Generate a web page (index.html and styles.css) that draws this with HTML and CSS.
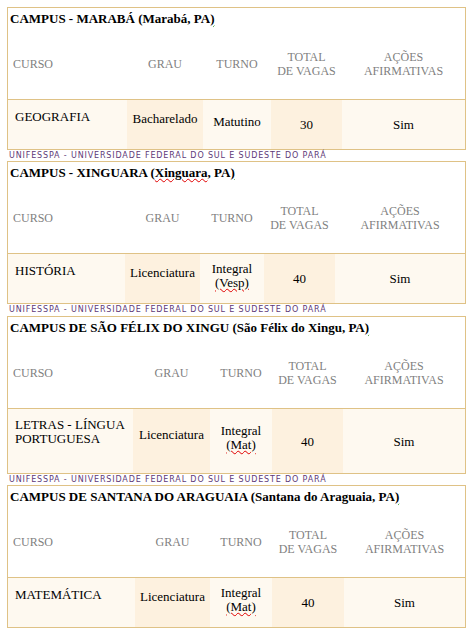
FILE: index.html
```html
<!DOCTYPE html>
<html>
<head>
    <title>Unifesspa - Cursos por campus</title>
    <link rel="stylesheet" href="styles.css">
</head>
<body>
    <section class="campus">
        <h2 class="campus-title">CAMPUS - MARABÁ (Marabá, PA<span class="gram">)</span></h2>
        <div class="grid cols-maraba">
            <div class="th th-curso"><span>CURSO</span></div>
            <div class="th"><span>GRAU</span></div>
            <div class="th"><span>TURNO</span></div>
            <div class="th"><span>TOTAL<br>DE VAGAS</span></div>
            <div class="th"><span>AÇÕES<br>AFIRMATIVAS</span></div>
            <div class="td td-curso"><span>GEOGRAFIA</span></div>
            <div class="td td-grau shade"><span>Bacharelado</span></div>
            <div class="td td-turno"><span>Matutino</span></div>
            <div class="td shade"><span>30</span></div>
            <div class="td"><span>Sim</span></div>
        </div>
    </section>
    <p class="footer">UNIFESSPA - UNIVERSIDADE FEDERAL DO SUL E SUDESTE DO PARÁ</p>

    <section class="campus">
        <h2 class="campus-title">CAMPUS - XINGUARA (<span class="spell">Xinguara</span>, PA<span class="gram">)</span></h2>
        <div class="grid cols-xinguara">
            <div class="th th-curso"><span>CURSO</span></div>
            <div class="th"><span>GRAU</span></div>
            <div class="th"><span>TURNO</span></div>
            <div class="th"><span>TOTAL<br>DE VAGAS</span></div>
            <div class="th"><span>AÇÕES<br>AFIRMATIVAS</span></div>
            <div class="td td-curso"><span>HISTÓRIA</span></div>
            <div class="td td-grau shade"><span>Licenciatura</span></div>
            <div class="td td-turno"><span>Integral<br><span class="spell">(Vesp)</span></span></div>
            <div class="td shade"><span>40</span></div>
            <div class="td"><span>Sim</span></div>
        </div>
    </section>
    <p class="footer footer-wide">UNIFESSPA - UNIVERSIDADE FEDERAL DO SUL E SUDESTE DO PARÁ</p>

    <section class="campus">
        <h2 class="campus-title">CAMPUS DE SÃO FÉLIX DO XINGU (São Félix do Xingu, PA<span class="gram">)</span></h2>
        <div class="grid cols-saofelix">
            <div class="th th-curso"><span>CURSO</span></div>
            <div class="th"><span>GRAU</span></div>
            <div class="th"><span>TURNO</span></div>
            <div class="th"><span>TOTAL<br>DE VAGAS</span></div>
            <div class="th"><span>AÇÕES<br>AFIRMATIVAS</span></div>
            <div class="td td-curso tall"><span>LETRAS - LÍNGUA<br>PORTUGUESA</span></div>
            <div class="td td-grau shade"><span>Licenciatura</span></div>
            <div class="td td-turno"><span>Integral<br><span class="spell">(Mat)</span></span></div>
            <div class="td shade"><span>40</span></div>
            <div class="td"><span>Sim</span></div>
        </div>
    </section>
    <p class="footer">UNIFESSPA - UNIVERSIDADE FEDERAL DO SUL E SUDESTE DO PARÁ</p>

    <section class="campus">
        <h2 class="campus-title">CAMPUS DE SANTANA DO ARAGUAIA (Santana do Araguaia, PA<span class="gram">)</span></h2>
        <div class="grid cols-santana">
            <div class="th th-curso"><span>CURSO</span></div>
            <div class="th"><span>GRAU</span></div>
            <div class="th"><span>TURNO</span></div>
            <div class="th"><span>TOTAL<br>DE VAGAS</span></div>
            <div class="th"><span>AÇÕES<br>AFIRMATIVAS</span></div>
            <div class="td td-curso"><span>MATEMÁTICA</span></div>
            <div class="td td-grau shade"><span>Licenciatura</span></div>
            <div class="td td-turno"><span>Integral<br><span class="spell">(Mat)</span></span></div>
            <div class="td shade"><span>40</span></div>
            <div class="td"><span>Sim</span></div>
        </div>
    </section>
</body>
</html>
```
FILE: styles.css
```css
body {
    margin: 7px 3px 0 7px;
    font-family: "Liberation Serif", "Times New Roman", serif;
    background-color: #fff;
    color: #000;
}

.campus {
    width: 459px;
    box-sizing: border-box;
    border: 1px solid #dfc286;
}

.campus-title {
    margin: 0;
    height: 28px;
    padding: 3px 0 0 2px;
    box-sizing: border-box;
    font-size: 13px;
    line-height: 15px;
    font-weight: bold;
}

.grid {
    display: grid;
    grid-template-rows: 63px auto;
}

.cols-maraba { grid-template-columns: 119px 76px 68px 71px 1fr; }
.cols-xinguara { grid-template-columns: 117px 75px 64px 71px 1fr; }
.cols-saofelix { grid-template-columns: 125px 77px 62px 71px 1fr; }
.cols-santana { grid-template-columns: 127px 75px 62px 72px 1fr; }

.th {
    display: flex;
    align-items: center;
    justify-content: center;
    text-align: center;
    padding-bottom: 8px;
    font-size: 12px;
    line-height: 14px;
    color: #7f7f7f;
}

.th-curso {
    justify-content: flex-start;
    padding-left: 5px;
}

.td {
    display: flex;
    align-items: center;
    justify-content: center;
    text-align: center;
    min-height: 50px;
    box-sizing: border-box;
    border-top: 1px solid #dfc286;
    background-color: #fef9f0;
    font-size: 13px;
    line-height: 15px;
}

.td.shade {
    background-color: #fdf1df;
}

.td-curso {
    align-items: flex-start;
    justify-content: flex-start;
    text-align: left;
    padding: 10px 0 0 7px;
    line-height: 14px;
}

.td-curso.tall {
    min-height: 65px;
    padding-top: 9px;
}

.td-grau {
    padding-bottom: 13px;
}

.td-turno {
    padding-bottom: 6px;
    line-height: 14px;
}

.spell {
    text-decoration: underline wavy #e00000;
    text-decoration-thickness: 1px;
    text-underline-offset: 1px;
}

.gram {
    text-decoration: underline wavy #2f9a2f;
    text-decoration-thickness: 1px;
}

.footer {
    margin: 0;
    padding-left: 2px;
    height: 11px;
    font-family: "DejaVu Sans", Verdana, sans-serif;
    font-size: 8px;
    line-height: 11px;
    letter-spacing: 0.85px;
    color: #5e3a78;
}

.footer-wide {
    height: 12px;
}
```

----------

Scan the lines for the string "styles". Copy out each line that matches.

» Solution for this problem
Generate a web page (index.html and styles.css) that draws this with HTML and CSS.
    <link rel="stylesheet" href="styles.css">
FILE: styles.css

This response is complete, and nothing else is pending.